Charles Whitman and Chris Dorner, despite all of their rage against the machines, knew something was wrong with them personally. Both men requested that their brains be studied after their deaths. Dorner thought his problem might be severe depression. Whitman did not know, but it turned out that he had a lesion on his amygdala that some associate with violence.

John Hinckley Jr. certainly knew something was wrong. He marveled at how easily he could acquire handguns. He spent most of his adult life shuttling between the homes of relatives, schools, psychiatrists and gun stores. He once had a cache of weapons seized at an airport in Tennessee.
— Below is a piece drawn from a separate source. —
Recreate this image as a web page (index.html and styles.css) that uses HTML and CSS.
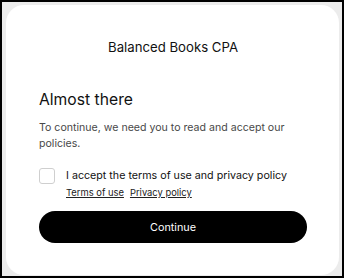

He was detained briefly, hopped on a plane back to Texas, visited his favorite pawn shop and rearmed. No questions asked.

Hinckley wrote in his diary “Guns are neat things aren’t they? They can kill extraordinary people with very little effort. But don’t tell the NRA.”

His attempted assassination did lead to reforms, though ― but not of gun laws. Hinckley pled not guilty by reason of insanity and won, infuriating many in Congress who then fast-tracked insanity plea reforms. The next Hinckley would have a tougher time proving that he was insane, but no problem arming himself and doing something nuts like Johnson.

Johnson bought an AK-47 from someone he met on Facebook. The guy “checked him out,” meaning that he looked at his Facebook profile and thought he seemed like a good guy. So, he sold him the gun.

Johnson’s dashiki and “likes” worry many in a way that his cache of weapons does not. His outfits ― and his skin color ― made him an “other” in a way that his isolation, contradictions and penchant for violence did not. America tolerates the assassin and assassinations, but Black Lives Matter… they’re dangerous.